* **Your task**: Give the number of lines below that contain "styles", with no other output.

* **Provided information**:
==================================================

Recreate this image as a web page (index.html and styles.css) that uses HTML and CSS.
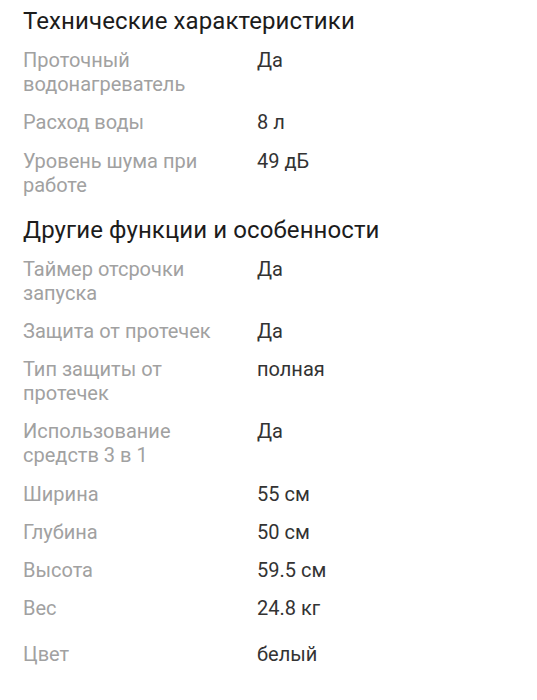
FILE: index.html
```html
<!DOCTYPE html>
<html lang="ru">
<head>
<meta charset="utf-8">
<link rel="stylesheet" href="styles.css">
</head>
<body>
<main class="specs">
  <section class="group">
    <h2 class="group-title">Технические характеристики</h2>
    <dl class="rows">
      <div class="row"><dt>Проточный водонагреватель</dt><dd>Да</dd></div>
      <div class="row"><dt>Расход воды</dt><dd>8 л</dd></div>
      <div class="row"><dt>Уровень шума при работе</dt><dd>49 дБ</dd></div>
    </dl>
  </section>
  <section class="group">
    <h2 class="group-title">Другие функции и особенности</h2>
    <dl class="rows">
      <div class="row"><dt>Таймер отсрочки запуска</dt><dd>Да</dd></div>
      <div class="row"><dt>Защита от протечек</dt><dd>Да</dd></div>
      <div class="row"><dt>Тип защиты от протечек</dt><dd>полная</dd></div>
      <div class="row"><dt>Использование средств 3 в 1</dt><dd>Да</dd></div>
      <div class="row"><dt>Ширина</dt><dd>55 см</dd></div>
      <div class="row"><dt>Глубина</dt><dd>50 см</dd></div>
      <div class="row"><dt>Высота</dt><dd>59.5 см</dd></div>
      <div class="row"><dt>Вес</dt><dd>24.8 кг</dd></div>
      <div class="row row-last"><dt>Цвет</dt><dd>белый</dd></div>
    </dl>
  </section>
</main>
</body>
</html>
```
FILE: styles.css
```css
html, body {
  margin: 0;
  padding: 0;
  background: #fff;
}
body {
  font-family: Roboto, "Noto Sans", sans-serif;
  -webkit-font-smoothing: antialiased;
}
.specs {
  padding: 6px 23px 0 23px;
  display: flex;
  flex-direction: column;
  gap: 18px;
}
.group-title {
  margin: 0;
  font-size: 24px;
  font-weight: 400;
  line-height: 30px;
  color: #1c1c1c;
  letter-spacing: 0.1px;
}
.rows {
  margin: 12px 0 0 0;
  display: flex;
  flex-direction: column;
  gap: 14.25px;
}
.row {
  display: flex;
  font-size: 20px;
  line-height: 24px;
}
.row dt {
  width: 214px;
  margin-right: 20px;
  color: #a1a1a1;
}
.row dd {
  margin: 0;
  color: #333;
}
.row-last {
  margin-top: 7.5px;
}
```
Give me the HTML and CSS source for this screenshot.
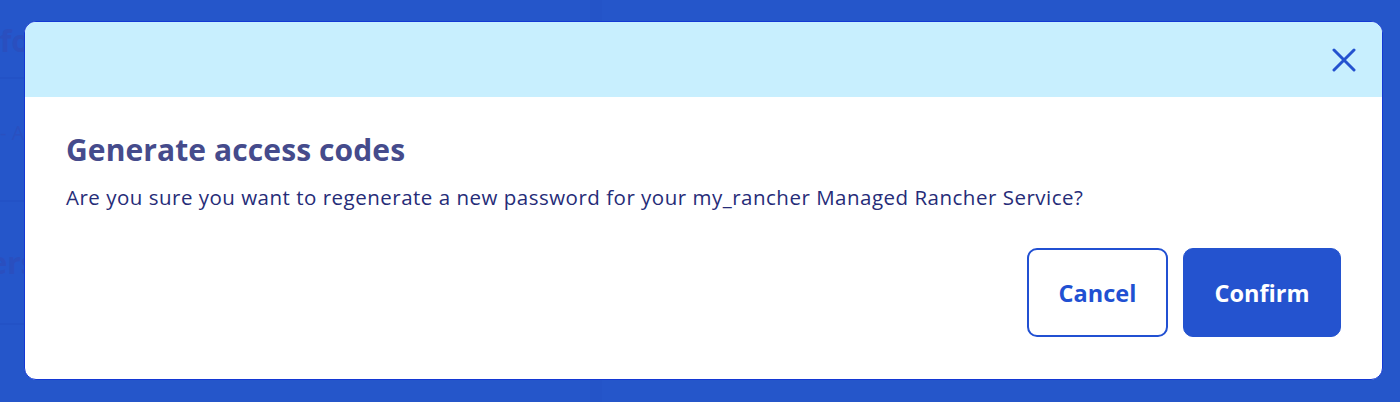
FILE: index.html
```html
<!DOCTYPE html>
<html lang="en">
<head>
  <meta charset="UTF-8" />
  <meta name="viewport" content="width=device-width, initial-scale=1" />
  <title>Generate access codes</title>
  <link rel="stylesheet" href="styles.css">
</head>
<body>

  <!-- page behind the dialog, dimmed by the overlay -->
  <div class="page">
    <div class="page-side">
      <div class="page-row row-head"><span class="page-title">Info</span></div>
      <div class="page-row row-mid"><span class="page-label">- A</span></div>
      <div class="page-row row-mid"><span class="page-title">Versi</span></div>
    </div>
    <div class="page-main"></div>
  </div>

  <div class="overlay">
    <div class="modal" role="dialog" aria-labelledby="modalTitle">
      <div class="modal-header">
        <button class="close-btn" aria-label="Close">
          <svg width="24" height="24" viewBox="0 0 24 24">
            <path d="M2 2L22 22M22 2L2 22" stroke="currentColor" stroke-width="3" stroke-linecap="round" fill="none"/>
          </svg>
        </button>
      </div>
      <div class="modal-body">
        <h2 id="modalTitle">Generate access codes</h2>
        <p>Are you sure you want to regenerate a new password for your my_rancher Managed Rancher Service?</p>
      </div>
      <div class="modal-footer">
        <button class="btn btn-outline">Cancel</button>
        <button class="btn btn-primary">Confirm</button>
      </div>
    </div>
  </div>

</body>
</html>
```

FILE: styles.css
```css
html, body {
  height: 100%;
  overflow: hidden;
}
body {
  margin: 0;
  font-family: "Open Sans", "Noto Sans", sans-serif;
  background: #2556ca;
  position: relative;
}

/* dimmed page */
.page {
  display: flex;
  height: 100%;
}
.page-side {
  width: 590px;
  border-right: 12px solid #2454c8;
}
.page-row {
  border-bottom: 2px solid #2352c6;
  box-sizing: border-box;
  white-space: nowrap;
  overflow: hidden;
}
.row-head {
  height: 79px;
  padding-top: 20px;
}
.row-mid {
  height: 123px;
  padding-top: 40px;
}
.page-title {
  font-size: 30px;
  font-weight: 700;
  color: #2a4fbf;
  margin-left: -30px;
}
.page-label {
  font-size: 20px;
  color: #2a50c0;
}
.page-main {
  flex: 1;
}

/* dialog */
.overlay {
  position: absolute;
  inset: 0;
  padding: 21px 17px 22px 24px;
}
.modal {
  height: 100%;
  box-sizing: border-box;
  background: #ffffff;
  border: 1px solid #1338d4;
  border-radius: 12px;
  overflow: hidden;
  display: flex;
  flex-direction: column;
}
.modal-header {
  height: 75px;
  background: #c8effe;
  display: flex;
  align-items: center;
  justify-content: flex-end;
  padding-right: 26px;
  flex-shrink: 0;
}
.close-btn {
  background: none;
  border: none;
  padding: 0;
  color: #2452cf;
  cursor: pointer;
  display: flex;
}
.modal-body {
  padding: 35px 41px 0;
}
.modal-body h2 {
  margin: 0;
  font-size: 30px;
  font-weight: 700;
  color: #454b8c;
  line-height: 36px;
  letter-spacing: 0.1px;
}
.modal-body p {
  margin: 16px 0 0;
  font-size: 20.5px;
  color: #262c78;
  line-height: 26px;
  letter-spacing: 0.5px;
}
.modal-footer {
  margin-top: auto;
  display: flex;
  justify-content: flex-end;
  gap: 15px;
  padding: 0 41px 42px;
}
.btn {
  height: 89px;
  border-radius: 10px;
  font-family: inherit;
  font-size: 23.5px;
  font-weight: 700;
  cursor: pointer;
  box-sizing: border-box;
}
.btn-outline {
  width: 141px;
  background: #ffffff;
  border: 2px solid #2150d2;
  color: #2150d2;
}
.btn-primary {
  width: 158px;
  background: #2453cf;
  border: 1px solid #2453cf;
  color: #ffffff;
}
```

==================================================

* **Output for this task**: 5